Don Pacifico well, the insidious thing about mental health is that it can be quite difficult to realise you're actually suffering with a problem because it can be a gradual change and/or warps your perception of normality.
Happened to me twenty years ago. I had a series of things happen to me in Leeds, triggered by a particularly painful break up in the summer of 2002 (which should have been such a happy time!), I ran for home only to discover that universal truth: wherever you go, there you are.
I was in a funk for the longest time. I remember running out of my birthday meal in 2002, crying my eyes out on Kew Green. I think I went slightly mad over the course of that year and beyond, I smashed the glass of my bedroom door in November(?) 2002, the day Thierry scored THAT goal against Spurs and ended up having to clear the mess up when I should have been in the Twelve Pins, celebrating with strangers.
Even in November 2003, when I first met Jo, I couldn't get out of it - and I put Jo through hell for months whilst deciding whether or not we were going to have a relationship. Finally in July '04, I thought we could, perhaps, make a go of it - and so we did, and we have. And even then, I was so damaged, it still took months for me to fully relax into the relationship - the February '05 arrival of TomCat certainly helped. I honestly don't know if we would have stayed together, initially, without this animal coming into our life.

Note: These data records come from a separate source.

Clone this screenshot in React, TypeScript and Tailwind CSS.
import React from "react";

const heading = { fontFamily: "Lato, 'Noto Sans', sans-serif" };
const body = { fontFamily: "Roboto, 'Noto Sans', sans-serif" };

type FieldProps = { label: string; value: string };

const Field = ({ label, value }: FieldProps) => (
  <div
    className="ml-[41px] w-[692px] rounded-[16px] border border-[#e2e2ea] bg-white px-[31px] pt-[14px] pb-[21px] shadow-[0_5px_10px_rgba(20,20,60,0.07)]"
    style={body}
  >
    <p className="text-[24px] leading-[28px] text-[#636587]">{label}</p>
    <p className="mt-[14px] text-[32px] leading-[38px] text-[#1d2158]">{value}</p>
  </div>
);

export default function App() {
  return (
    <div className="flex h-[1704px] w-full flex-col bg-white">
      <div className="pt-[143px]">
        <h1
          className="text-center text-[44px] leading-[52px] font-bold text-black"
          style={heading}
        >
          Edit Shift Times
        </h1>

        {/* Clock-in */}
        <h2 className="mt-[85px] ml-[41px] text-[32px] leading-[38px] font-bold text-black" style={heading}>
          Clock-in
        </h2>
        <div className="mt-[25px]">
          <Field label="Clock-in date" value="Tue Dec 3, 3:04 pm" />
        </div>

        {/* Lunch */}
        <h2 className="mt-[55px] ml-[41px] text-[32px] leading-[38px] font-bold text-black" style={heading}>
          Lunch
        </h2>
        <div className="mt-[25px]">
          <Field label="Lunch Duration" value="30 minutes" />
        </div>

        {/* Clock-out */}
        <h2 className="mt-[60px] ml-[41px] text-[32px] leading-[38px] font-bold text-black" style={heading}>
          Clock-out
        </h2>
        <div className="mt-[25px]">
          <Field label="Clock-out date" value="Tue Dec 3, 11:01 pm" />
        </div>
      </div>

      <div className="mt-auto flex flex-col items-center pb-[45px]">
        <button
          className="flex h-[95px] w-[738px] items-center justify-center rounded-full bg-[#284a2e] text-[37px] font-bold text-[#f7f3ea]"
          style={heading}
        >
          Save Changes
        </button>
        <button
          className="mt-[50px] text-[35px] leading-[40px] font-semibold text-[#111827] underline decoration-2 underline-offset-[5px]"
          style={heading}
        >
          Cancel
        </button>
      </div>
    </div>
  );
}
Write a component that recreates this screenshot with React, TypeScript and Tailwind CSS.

Basically, I believe I've made two good decisions in my life, one was to go and work for Citizens Advice in April '05 (and that has, very obviously, not been without its bumps), the other was to give it a go with Jo. She saved my life. A notion she laughs off now, she says I did this myself, but I honestly believe if I hadn't met her, I'd basically be dead. My head was gone and nobody could reach me. One of my best mates, Lukey, said to me, many years later I was clinically depressed. He's not a doctor, he just recognised the signs, but because he wasn't a doctor, he couldn't help. My mum couldn't help. My grandparents couldn't help, nobody could. In the middle of this time, I lived with another of my best mates, Gabs, for six months, it was one of the darkest periods of my life and when I think about it now, I'm amazed we're still friends. I feel like I was a black hole, just sucking in everything around me. Maybe I wasn't, I might be overdramatising, but when I look back on this time now, it horrifies me. And all this, basically because of a failed relationship - I haven't come close to experiencing the horrors Dele Alli speaks of.
The worst thing about it was - and to your point - I had no idea of what was happening to me and the impact it was having on those around me. Or really, how it all turned around. I guess I'm a talker and that helps, it helps a lot - especially if you know you're in a safe space.
I must really feel in a safe space here because I don't think anyone other than Jo knows all of this!